**STATED GOAL**
Return, word for word, the lines from the line holding "What React, TypeScript" through the line holding "import React from". Include both end lines and no others.

**DATA EXCERPTS**
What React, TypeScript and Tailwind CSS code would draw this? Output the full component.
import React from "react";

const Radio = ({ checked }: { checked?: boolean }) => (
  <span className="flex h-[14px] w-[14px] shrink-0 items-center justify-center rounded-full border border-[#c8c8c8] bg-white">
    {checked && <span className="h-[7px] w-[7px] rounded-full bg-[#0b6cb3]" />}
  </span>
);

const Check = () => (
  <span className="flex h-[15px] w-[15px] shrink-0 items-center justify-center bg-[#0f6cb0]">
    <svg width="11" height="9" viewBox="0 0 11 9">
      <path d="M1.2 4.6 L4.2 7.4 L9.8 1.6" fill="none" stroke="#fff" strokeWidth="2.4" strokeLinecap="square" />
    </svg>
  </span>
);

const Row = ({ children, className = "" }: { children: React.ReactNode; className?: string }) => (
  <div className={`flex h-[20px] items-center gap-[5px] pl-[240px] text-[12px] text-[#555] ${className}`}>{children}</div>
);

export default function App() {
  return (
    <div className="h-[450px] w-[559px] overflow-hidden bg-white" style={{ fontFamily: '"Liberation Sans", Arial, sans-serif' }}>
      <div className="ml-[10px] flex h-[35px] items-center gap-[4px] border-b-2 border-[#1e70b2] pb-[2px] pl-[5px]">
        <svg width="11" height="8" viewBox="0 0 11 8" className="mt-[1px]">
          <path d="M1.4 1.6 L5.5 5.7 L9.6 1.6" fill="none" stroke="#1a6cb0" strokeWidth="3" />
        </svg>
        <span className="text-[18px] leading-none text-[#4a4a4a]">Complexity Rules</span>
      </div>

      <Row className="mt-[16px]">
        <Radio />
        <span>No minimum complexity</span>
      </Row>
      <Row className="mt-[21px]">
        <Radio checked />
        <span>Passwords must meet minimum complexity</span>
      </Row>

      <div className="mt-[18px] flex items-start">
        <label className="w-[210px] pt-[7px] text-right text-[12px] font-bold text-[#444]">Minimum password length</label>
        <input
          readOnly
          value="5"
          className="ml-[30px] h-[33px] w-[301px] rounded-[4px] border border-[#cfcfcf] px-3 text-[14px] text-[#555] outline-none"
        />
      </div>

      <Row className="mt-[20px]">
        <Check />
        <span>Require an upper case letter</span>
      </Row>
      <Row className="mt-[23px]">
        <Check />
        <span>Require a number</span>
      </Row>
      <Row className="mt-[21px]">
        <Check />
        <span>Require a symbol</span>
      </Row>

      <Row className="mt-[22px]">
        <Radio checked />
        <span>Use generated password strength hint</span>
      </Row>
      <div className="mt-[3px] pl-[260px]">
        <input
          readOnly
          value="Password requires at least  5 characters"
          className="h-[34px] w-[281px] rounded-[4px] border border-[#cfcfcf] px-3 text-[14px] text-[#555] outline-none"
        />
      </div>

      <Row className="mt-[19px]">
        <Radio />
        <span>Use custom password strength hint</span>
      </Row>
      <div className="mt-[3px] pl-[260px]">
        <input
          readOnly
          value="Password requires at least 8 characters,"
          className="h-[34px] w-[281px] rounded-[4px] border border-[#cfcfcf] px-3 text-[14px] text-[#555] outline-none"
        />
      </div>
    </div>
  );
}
* * *
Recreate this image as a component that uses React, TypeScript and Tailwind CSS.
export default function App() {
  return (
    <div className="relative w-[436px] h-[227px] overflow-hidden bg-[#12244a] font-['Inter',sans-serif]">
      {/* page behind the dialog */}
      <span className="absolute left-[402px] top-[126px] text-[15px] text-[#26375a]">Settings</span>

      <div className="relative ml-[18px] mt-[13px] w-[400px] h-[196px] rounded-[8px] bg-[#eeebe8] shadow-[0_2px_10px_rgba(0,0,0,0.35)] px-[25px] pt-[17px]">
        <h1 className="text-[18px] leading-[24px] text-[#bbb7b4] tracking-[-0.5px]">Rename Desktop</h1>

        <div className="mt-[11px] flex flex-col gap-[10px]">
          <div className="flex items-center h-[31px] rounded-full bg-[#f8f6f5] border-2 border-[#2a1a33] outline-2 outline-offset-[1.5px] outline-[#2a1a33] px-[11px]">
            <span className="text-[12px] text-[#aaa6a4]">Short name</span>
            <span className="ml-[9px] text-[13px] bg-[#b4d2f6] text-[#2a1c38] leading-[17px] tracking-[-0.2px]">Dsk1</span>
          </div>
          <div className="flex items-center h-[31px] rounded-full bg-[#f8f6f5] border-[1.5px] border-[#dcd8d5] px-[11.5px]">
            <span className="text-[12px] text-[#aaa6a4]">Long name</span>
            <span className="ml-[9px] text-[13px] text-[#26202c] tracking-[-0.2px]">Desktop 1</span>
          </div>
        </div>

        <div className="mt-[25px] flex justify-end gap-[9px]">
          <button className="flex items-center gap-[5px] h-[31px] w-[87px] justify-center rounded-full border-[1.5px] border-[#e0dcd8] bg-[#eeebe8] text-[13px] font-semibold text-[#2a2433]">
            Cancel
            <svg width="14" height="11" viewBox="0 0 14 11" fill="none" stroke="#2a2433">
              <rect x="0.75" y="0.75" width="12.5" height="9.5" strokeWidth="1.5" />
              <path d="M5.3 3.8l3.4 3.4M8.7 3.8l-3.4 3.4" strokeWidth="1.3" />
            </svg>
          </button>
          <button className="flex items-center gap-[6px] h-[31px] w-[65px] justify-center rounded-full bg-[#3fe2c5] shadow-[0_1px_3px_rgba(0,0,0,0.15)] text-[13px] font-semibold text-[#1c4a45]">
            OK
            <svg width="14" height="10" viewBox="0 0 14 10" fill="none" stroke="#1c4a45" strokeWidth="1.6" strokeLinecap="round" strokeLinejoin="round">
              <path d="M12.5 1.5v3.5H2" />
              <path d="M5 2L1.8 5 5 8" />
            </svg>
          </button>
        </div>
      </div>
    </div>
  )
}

**ANSWER IN FULL**
What React, TypeScript and Tailwind CSS code would draw this? Output the full component.
import React from "react";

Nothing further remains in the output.